Nonlinear Dynamic Analysis of High-Speed Motorized Spindle Bearing-Rotor System Coupled by Nonlinear Bearing Contact Force and Dynamic Cutting Force
Lan Jin, Ping Cao, Yanan LiAbstract
This paper addresses the complex vibration issues arising from the coupling of nonlinear dynamic cutting forces with internal nonlinear factors in the bearing-rotor system during machining of high-speed motorized spindles. By introducing a dynamic cutting force model and integrating it with Timoshenko beam theory and Hertz contact theory, a coupled dynamic model of the bearings-rotor-cutting system for high-speed motorized spindles is established. Based on this model, the Newmark-β method is employed to solve the dynamic equations and conduct numerical simulations, systematically analyzing the effects of spindle speed and bearing radial clearance on the system's dynamic response. The results reveal that the introduction of dynamic cutting forces significantly alters the system's bifurcation behavior. Through an internal resonance mechanism, it advances the critical instability point and induces period-doubling bifurcation and chaotic motion.
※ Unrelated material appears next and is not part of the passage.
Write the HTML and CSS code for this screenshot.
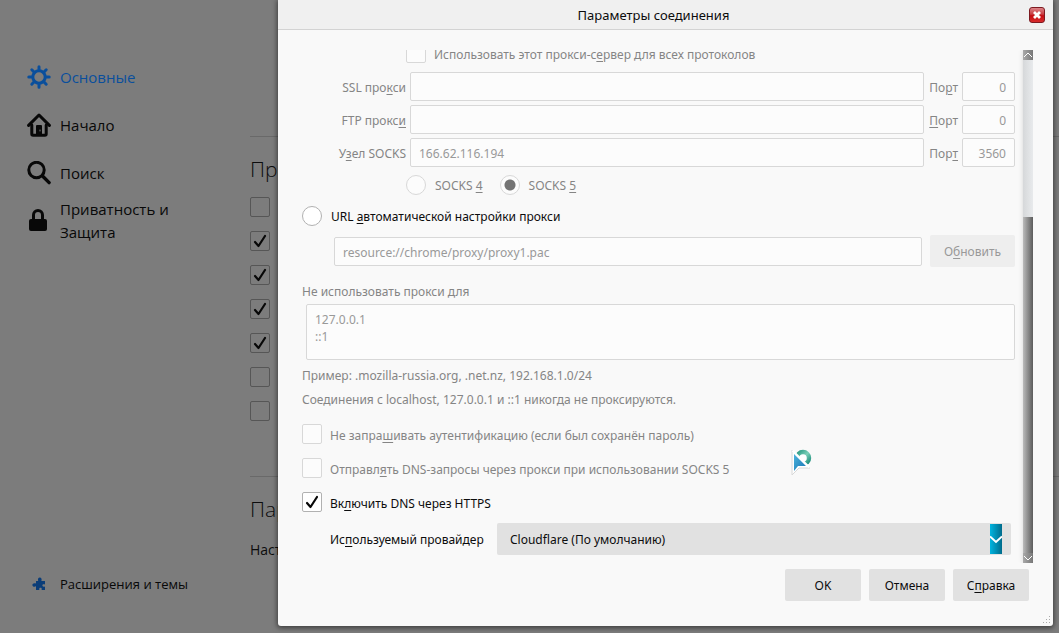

Increasing the bearing radial clearance intensifies nonlinear coupling effects, causing the vibration response to evolve from periodic motion through period-doubling and chaos before stabilizing under certain conditions. This reveals the influence patterns of coupled internal and external nonlinear sources on the system's vibration response. This research provides a theoretical basis for structural optimization and cutting parameter selection in high-speed motorized spindles.